By letter dated January 4, 2012, the superintendent replied to petitioner’s December 16, 2011 letter in which petitioner sought reconsideration of her request for home instruction for V.L. while she also attended the Darrow School. The superintendent again stated that V.L. was not entitled to home instruction under those circumstances. The superintendent also stated that, based on her assessment of the nature of petitioner’s complaints, petitioner was not entitled to a due process hearing under the IDEA, New York State Education Law or §504.
On January 10, 2012, respondent’s principal contacted petitioner in response to her December 16, 2011 request and to arrange for home instruction, since V.L. was no longer attending any classes at the Darrow School. The principal initially indicated that instruction would be provided only in the two courses that V.L. was taking when in attendance at the Darrow School. By letter dated January 12, 2012, petitioner requested that V.L. receive home instruction “in a full-time 9th grade curriculum, which would include Algebra I, 9th grade Social Studies and a world language.” Petitioner requested a §504 meeting to address that issue, as well as to discuss V.L.’s entitlement to part-time instruction when she was able to return to school part-time. Petitioner also indicated that, with respect to the prior decisions of the CSE not to classify V.L., she was “currently preparing my complaint for a due process hearing.” Petitioner further stated that she was still interested in resolving the issues without the need for due process.

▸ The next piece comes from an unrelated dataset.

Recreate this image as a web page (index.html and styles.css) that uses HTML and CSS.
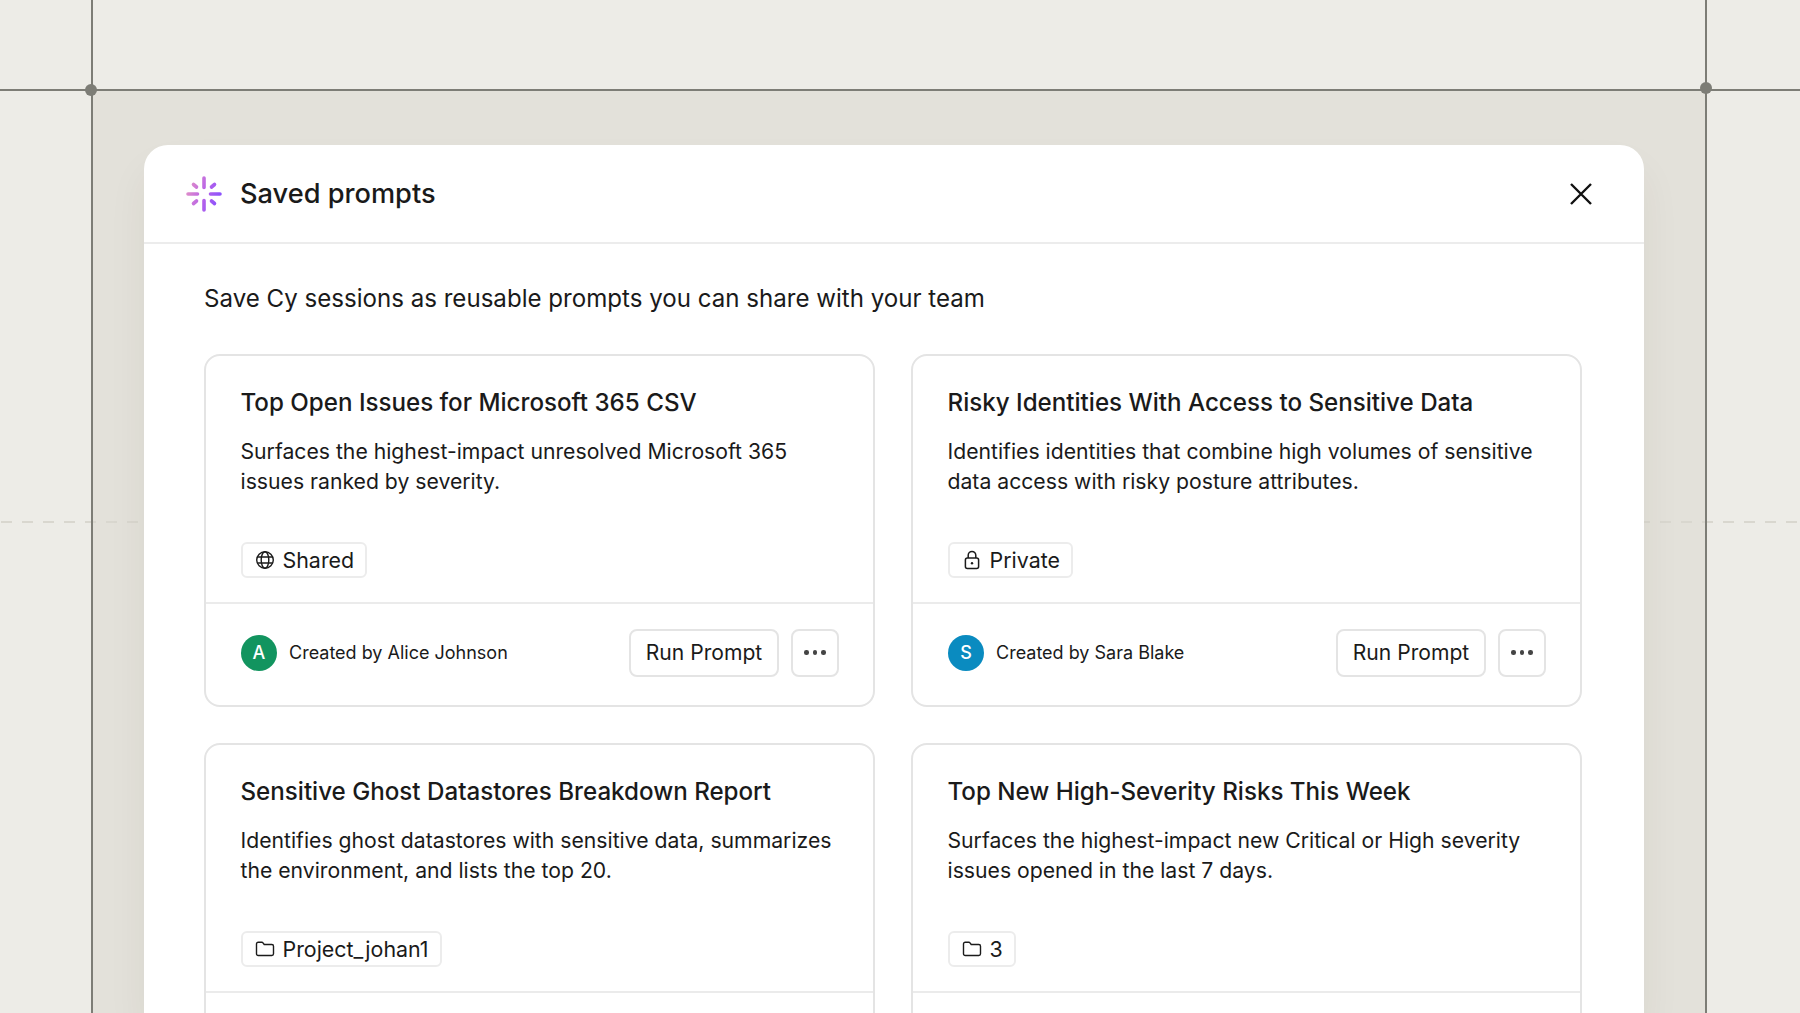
FILE: index.html
```html
<!DOCTYPE html>
<html lang="en">
<head>
    <meta charset="UTF-8">
    <meta name="viewport" content="width=device-width, initial-scale=1.0">
    <title>Saved prompts</title>
    <link rel="stylesheet" href="styles.css">
</head>
<body>

    <!-- Frame guide lines drawn over the backdrop -->
    <div class="guide guide-top"></div>
    <div class="guide guide-left"></div>
    <div class="guide guide-right"></div>
    <div class="guide-dash"></div>
    <div class="guide-dot dot-left"></div>
    <div class="guide-dot dot-right"></div>

    <div class="stage">
        <div class="modal">
            <header class="modal-head">
                <svg class="logo" viewBox="-18 -18 36 36" fill="none" stroke="url(#spark)" stroke-width="3.6" stroke-linecap="round">
                    <defs>
                        <linearGradient id="spark" gradientUnits="userSpaceOnUse" x1="-17" y1="-6" x2="17" y2="6">
                            <stop offset="0" stop-color="#e08fc8"/>
                            <stop offset="0.5" stop-color="#b963e8"/>
                            <stop offset="1" stop-color="#8650ff"/>
                        </linearGradient>
                    </defs>
                    <path d="M0 -16V-6.5M0 6.5V16M-16 0H-6.5M6.5 0H16M-10.5 -9.5L-7.5 -7M10.5 -9.5L7.5 -7M-10.5 9.5L-7.5 7M10.5 9.5L7.5 7"/>
                </svg>
                <h1 class="modal-title">Saved prompts</h1>
                <svg class="close" viewBox="0 0 22 22" fill="none" stroke="#111" stroke-width="2.4">
                    <path d="M1 1L21 21M21 1L1 21"/>
                </svg>
            </header>

            <div class="modal-body">
                <p class="intro">Save Cy sessions as reusable prompts you can share with your team</p>

                <div class="grid">
                    <div class="card">
                        <div class="card-main">
                            <h2>Top Open Issues for Microsoft 365 CSV</h2>
                            <p>Surfaces the highest-impact unresolved Microsoft 365 issues ranked by severity.</p>
                            <span class="tag">
                                <svg class="tag-icon" viewBox="0 0 20 20" fill="none" stroke="#1b1b1b" stroke-width="1.4">
                                    <circle cx="10" cy="10" r="8.3"/>
                                    <ellipse cx="10" cy="10" rx="3.8" ry="8.3"/>
                                    <path d="M2.3 7H17.7M2.3 13H17.7"/>
                                </svg>
                                Shared
                            </span>
                        </div>
                        <div class="card-foot">
                            <span class="avatar green">A</span>
                            <span class="author">Created by Alice Johnson</span>
                            <button class="run">Run Prompt</button>
                            <button class="more"><i></i><i></i><i></i></button>
                        </div>
                    </div>

                    <div class="card">
                        <div class="card-main">
                            <h2>Risky Identities With Access to Sensitive Data</h2>
                            <p>Identifies identities that combine high volumes of sensitive data access with risky posture attributes.</p>
                            <span class="tag">
                                <svg class="tag-icon" viewBox="0 0 20 20" fill="none" stroke="#1b1b1b" stroke-width="1.5">
                                    <rect x="3.4" y="8" width="13.2" height="10.6" rx="2"/>
                                    <path d="M6.2 8V5.2a3.8 3.8 0 0 1 7.6 0V8"/>
                                    <circle cx="10" cy="13.3" r="1.2" fill="#1b1b1b" stroke="none"/>
                                </svg>
                                Private
                            </span>
                        </div>
                        <div class="card-foot">
                            <span class="avatar blue">S</span>
                            <span class="author">Created by Sara Blake</span>
                            <button class="run">Run Prompt</button>
                            <button class="more"><i></i><i></i><i></i></button>
                        </div>
                    </div>

                    <div class="card">
                        <div class="card-main">
                            <h2>Sensitive Ghost Datastores Breakdown Report</h2>
                            <p>Identifies ghost datastores with sensitive data, summarizes the environment, and lists the top 20.</p>
                            <span class="tag">
                                <svg class="tag-icon" viewBox="0 0 20 20" fill="none" stroke="#1b1b1b" stroke-width="1.4">
                                    <path d="M1.5 5a1.7 1.7 0 0 1 1.7-1.7h3.6c.6 0 1 .3 1.4.8l1 1.4h7.6a1.7 1.7 0 0 1 1.7 1.7v7.6a1.7 1.7 0 0 1-1.7 1.7H3.2a1.7 1.7 0 0 1-1.7-1.7z"/>
                                </svg>
                                Project_johan1
                            </span>
                        </div>
                        <div class="card-foot"></div>
                    </div>

                    <div class="card">
                        <div class="card-main">
                            <h2>Top New High-Severity Risks This Week</h2>
                            <p>Surfaces the highest-impact new Critical or High severity issues opened in the last 7 days.</p>
                            <span class="tag">
                                <svg class="tag-icon" viewBox="0 0 20 20" fill="none" stroke="#1b1b1b" stroke-width="1.4">
                                    <path d="M1.5 5a1.7 1.7 0 0 1 1.7-1.7h3.6c.6 0 1 .3 1.4.8l1 1.4h7.6a1.7 1.7 0 0 1 1.7 1.7v7.6a1.7 1.7 0 0 1-1.7 1.7H3.2a1.7 1.7 0 0 1-1.7-1.7z"/>
                                </svg>
                                3
                            </span>
                        </div>
                        <div class="card-foot"></div>
                    </div>
                </div>
            </div>
        </div>
    </div>

</body>
</html>
```

FILE: styles.css
```css
html, body {
    height: 1013px;
    overflow: hidden;
}
body {
    font-family: Inter, "Liberation Sans", sans-serif;
    margin: 0;
    background-color: #edece7;
    color: #1a1a1a;
}

.guide {
    position: absolute;
    background-color: #7d7d76;
    z-index: 2;
}
.guide-top {
    left: 0;
    right: 0;
    top: 89px;
    height: 2px;
}
.guide-left {
    left: 91px;
    top: 0;
    bottom: 0;
    width: 2px;
}
.guide-right {
    left: 1705px;
    top: 0;
    bottom: 0;
    width: 2px;
}
.guide-dash {
    position: absolute;
    left: 1px;
    right: 0;
    top: 521px;
    height: 2px;
    background: repeating-linear-gradient(90deg, #d9d7cf 0, #d9d7cf 11px, transparent 11px, transparent 21px);
    z-index: 1;
}
.guide-dot {
    position: absolute;
    width: 12px;
    height: 12px;
    border-radius: 50%;
    background-color: #7d7d76;
    z-index: 3;
}
.dot-left {
    left: 85px;
    top: 84px;
}
.dot-right {
    left: 1700px;
    top: 82px;
}

.stage {
    position: absolute;
    left: 93px;
    top: 91px;
    width: 1612px;
    height: 922px;
    box-sizing: border-box;
    padding: 54px 61px 0 51px;
    background-color: #e3e1da;
}
.modal {
    position: relative;
    z-index: 2;
    background-color: white;
    border-radius: 24px 24px 0 0;
    box-shadow: 0 24px 40px rgba(60, 55, 40, 0.06);
    height: 868px;
    overflow: hidden;
}
.modal-head {
    display: flex;
    align-items: center;
    height: 97px;
    padding: 0 52px 0 42px;
    border-bottom: 2px solid #ececec;
}
.logo {
    width: 36px;
    height: 36px;
    margin-right: 18px;
}
.modal-title {
    flex: 1;
    margin: 0;
    font-size: 27.2px;
    font-weight: 450;
}
.close {
    width: 22px;
    height: 22px;
}

.modal-body {
    padding: 37px 50px 0 60px;
}
.intro {
    margin: 0 0 37px;
    font-size: 24.1px;
    line-height: 36px;
}
.grid {
    display: grid;
    grid-template-columns: 671px 671px;
    column-gap: 36px;
    row-gap: 36px;
}
.card {
    border: 2px solid #e4e4e4;
    border-radius: 16px;
    height: 353px;
    box-sizing: border-box;
}
.card-main {
    height: 248px;
    box-sizing: border-box;
    padding: 30px 34.5px 0;
    border-bottom: 2px solid #ebebeb;
}
.card h2 {
    margin: 0 0 16px;
    font-size: 24.15px;
    line-height: 34px;
    font-weight: 450;
}
.card p {
    margin: 0 0 46px;
    font-size: 21.2px;
    line-height: 30px;
    height: 60px;
}
.tag {
    display: inline-flex;
    align-items: center;
    gap: 8px;
    height: 36px;
    box-sizing: border-box;
    padding: 0 11px 0 12px;
    border: 2px solid #ececec;
    border-radius: 6px;
    font-size: 21.4px;
}
.tag-icon {
    width: 20px;
    height: 20px;
}
.card-foot {
    display: flex;
    align-items: center;
    height: 101px;
    box-sizing: border-box;
    padding: 0 34px 4px 35px;
}
.avatar {
    display: flex;
    align-items: center;
    justify-content: center;
    width: 36px;
    height: 36px;
    border-radius: 50%;
    color: white;
    font-size: 18px;
    font-weight: 450;
    margin-right: 12px;
}
.green {
    background-color: #12945f;
}
.blue {
    background-color: #0a8bc0;
}
.author {
    flex: 1;
    font-size: 18px;
}
.run, .more {
    height: 48px;
    box-sizing: border-box;
    background-color: white;
    border: 2px solid #e4e4e4;
    border-radius: 8px;
    font-family: inherit;
    color: #1a1a1a;
}
.run {
    width: 150px;
    font-size: 21.1px;
    margin-right: 12px;
}
.more {
    display: flex;
    align-items: center;
    justify-content: center;
    gap: 4px;
    width: 48px;
    padding: 0;
}
.more i {
    width: 4.5px;
    height: 4.5px;
    border-radius: 50%;
    background-color: #444;
}
```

This appeal ensued. Petitioner’s request for interim relief was denied on February 2, 2012.
On or about January 17, 2012, respondent’s principal arranged to provide home instruction in respondent’s core curriculum of Algebra, Global Studies I, Environmental Science and English. Pursuant to further directives of V.L.’s physician, she was unable to attend school and required home instruction through February 25, 2012.
Petitioner asserts that pursuant to §504, New York State Compulsory Education Laws and respondent’s policy, V.L. is entitled to receive home instruction from respondent regardless of whether V.L. is attending a nonpublic school part-time. She maintains that V.L. need not disenroll from the Darrow School and enroll in respondent’s schools in order to access such home instruction. Petitioner also contends that V.L. is entitled to receive a full-time 9th grade curriculum in accordance with the curriculum offered at the Darrow School, including instruction in a world language course. She seeks an order directing respondent to provide home instruction while V.L. is attending the nonpublic school part time and directing respondent to provide home instruction within two business days of notification that V.L. cannot attend any of her classes. She also seeks compensatory education.1
Respondent contends that the appeal is, in part, untimely. Respondent also asserts that the appeal should be dismissed for lack of subject matter jurisdiction and that petitioner is not entitled to compensatory education.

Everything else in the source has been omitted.